Two things I feel the need to mention:

  • Obviously, this book is published through traditional publishers and has gone through the  strict regimen of edits that such publication usually implies. The edition I read, however, contained a ton of spelling errors. On the plus side, they were obviously due to bad scans, not authorial inattention.
  • I was initially wary when I saw there were going to be dogs in the plot. In my experience, and especially with horror stories, dogs are used as plot devices either to prove how good the hero is, or to be tortured by the villain to show how evil he is. I could write a manifesto on that particular authorial trick. In this case, the handling of the two dogs, Angus and Bon (think our hero’s a rock fan?) was generally well done. The dogs themselves seemed to have dog personalities, and while they turned out to be quasi-magically able to help the hero, I loved the fact that the dogs themselves weren’t treated as magical beasts.

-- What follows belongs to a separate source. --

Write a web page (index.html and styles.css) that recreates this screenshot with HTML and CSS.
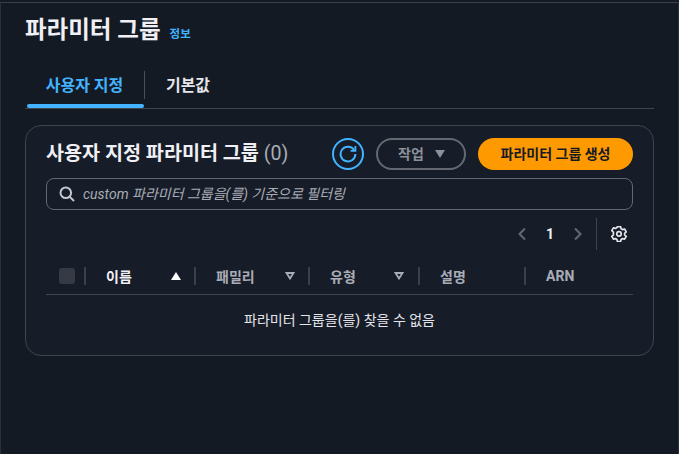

The horror in this novel is fundamentally supernatural, but over the course of the book one discovers that its roots are solidly grounded in the mundane. The mundane horrors are unsurprising, foreshadowed obviously (of course there’s more behind Florida’s suicide and the revenge plan than originally seen) and ultimately mediocre. Their presence is salvaged somewhat by the fact that the revelation does not affect the major focus on the supernatural horrors.  The literal demon of this story is merely a catalyst, opening the path for the characters’ inner demons to come out and play.